How do you find reason to keep going even when you hurt?
How can you find the Divine even past the pain?

When it all falls apart

Sometimes, no matter how much one plans and tries to take care of things, one’s life falls apart.  Keeping up with all one’s responsibilities becomes impossible, and all you can do is keep up with what’s absolutely crucial and let everything else go.

It’s hard when that happens.  It’s hard to not feel like a failure or to have guilt for the things you let go.  But at the same time, we all go through times like this.  No amount of faith or planning or anything else can keep reality from intruding.  What’s important is that when it falls apart, you put it back together.

As I’m sure people have noticed, this blog went silent for a while.  My life went sideways, and it’s taken me some time to get back on my feet.  But now that I am getting back together, I’m picking up the pieces, including this blog.  Because it’s okay to let things go for a while, but not to let them go forever.

It’s hard, when everything’s falling apart, to believe in things.  I knew the universe was there, of course.  It’s hard to miss.  But it’s also hard to feel connected and loved when my own body started to betray me.  It’s easy to believe when things are good.  It’s harder, but more meaningful, to believe when things are falling apart and you want to hate everything outside yourself for not hurting like you do.

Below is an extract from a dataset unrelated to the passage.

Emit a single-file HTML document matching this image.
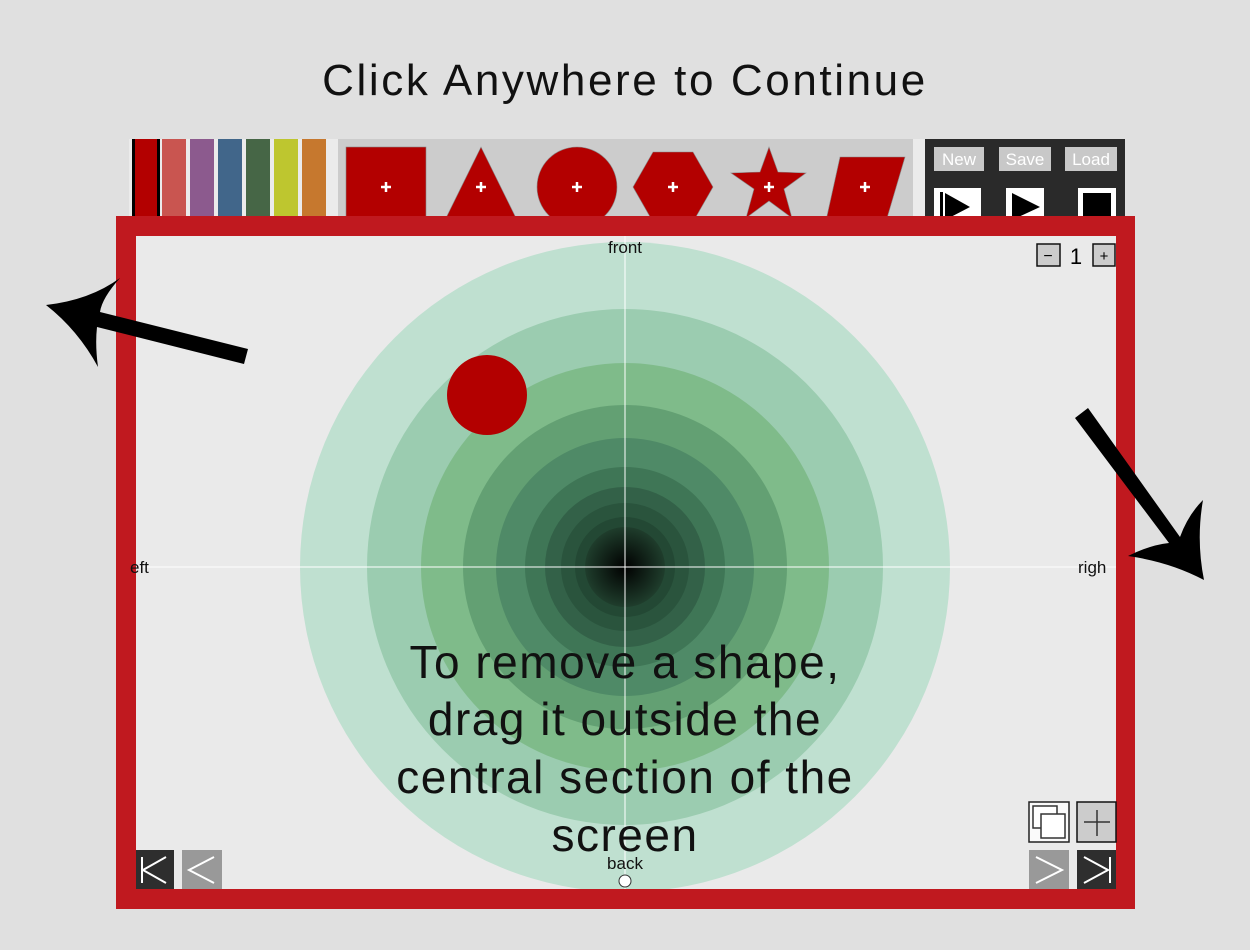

We are all part of the Divine Universe – even when things fall apart.  We might feel separated, but there is no separation from all that is.  And when we start to put things back together, we can feel that connection again.  Sometimes there’s nothing to do but take that connection on faith.  But when we find ourselves again, we find that connection, too.  It’s something you have to search for, just like putting things back together is something you have to do on purpose.  The world doesn’t just stop and put you back together for you.  You have to do it yourself.
Questions:
How do you respond when it all falls apart?  How do you put yourself back together?
How do you find faith when everything’s falling apart?
Why is faith most important when it’s hardest to find?